The story's Handsome Man is tennis star Neville Strange (Oliver Jackson-Cohen), newly married to Kay (Mimi Keene), who, instead of a promised honeymoon in the Greek sun is being dragged to the seaside Devon estate — dreary, even when the sun is out — of Lady Tressilian, whose late husband was Neville's guardian. Also invited, for insensible reasons, is Neville's first wife, Audrey (Ella Lily Hyland), blond to Kay's brunette, for easy identification. Joining them dismally around the dinner table and in the drawing room are family lawyer Mr. Treves (Clarke Peters); his teenage ward, Sylvia (Grace Doherty), a kleptomaniac orphan; Tom (Jack Farthing), a mopey wild card back from Malaysia at the prompting of his lovestruck pen pal, Mary (Anjana Vasan), Lady Tressilian's paid companion; Neville's intimidating valet (Adam Hugill); and an obviously untrustworthy Frenchman (Khalil Ben Gharbia) Kay picks up in the nearby hotel, where the houseguests go for a change of scenery, sexy dancing and inebriated mind games.

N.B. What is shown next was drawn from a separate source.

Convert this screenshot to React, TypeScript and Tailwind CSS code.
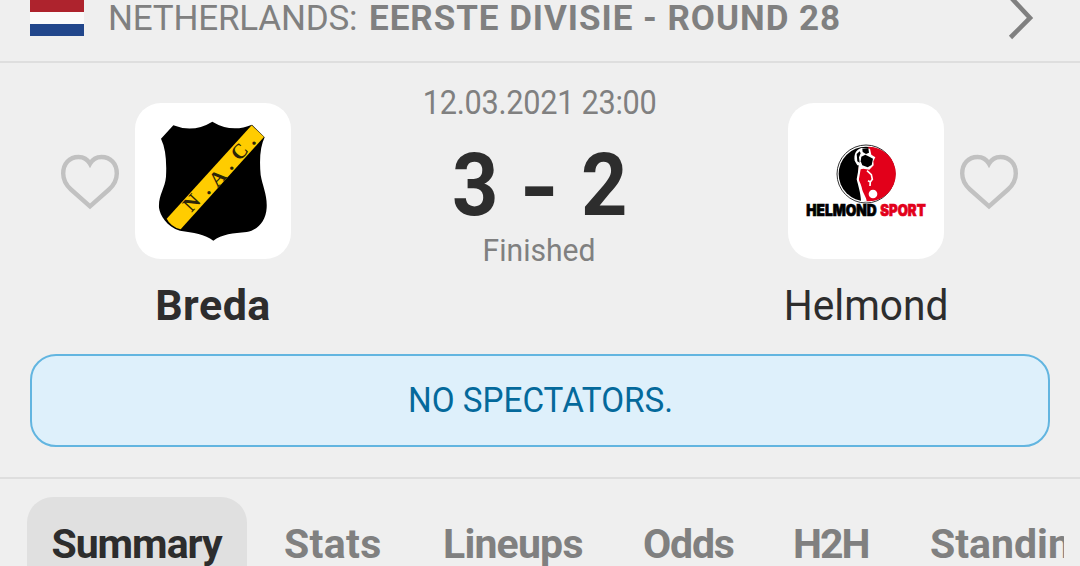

Readers of the book will not recognize all these diversions, but the story's outlines are more or less observed.
It chugs along on the usual questions. Who can we trust? Who'll be dead? Whodunit? How'd they do it? (The 'why' is never that interesting.) Adapter Rachel Bennette leaves room for you to remain unsure — you will certainly be playing 'Towards Zero: The Home Game,' if you are any sort of mystery fan. Naturally, you're being manipulated the whole time to keep you watching, as tiresome as the characters can become over the series' several hours.
The main attractions other than that it's a new Christie adaptation — a considerable audience is going to show up just for that — are Huston, who brings a quietly irritable majesty to her part and is just plain good to see again, and Rhys, screwing himself into the dictionary definition of hangdog. Apart from the solution — that there'll be one is a given — there's an extra happy ending, an extra-happy extra happy ending, you will have been prepared to hope for. And will get.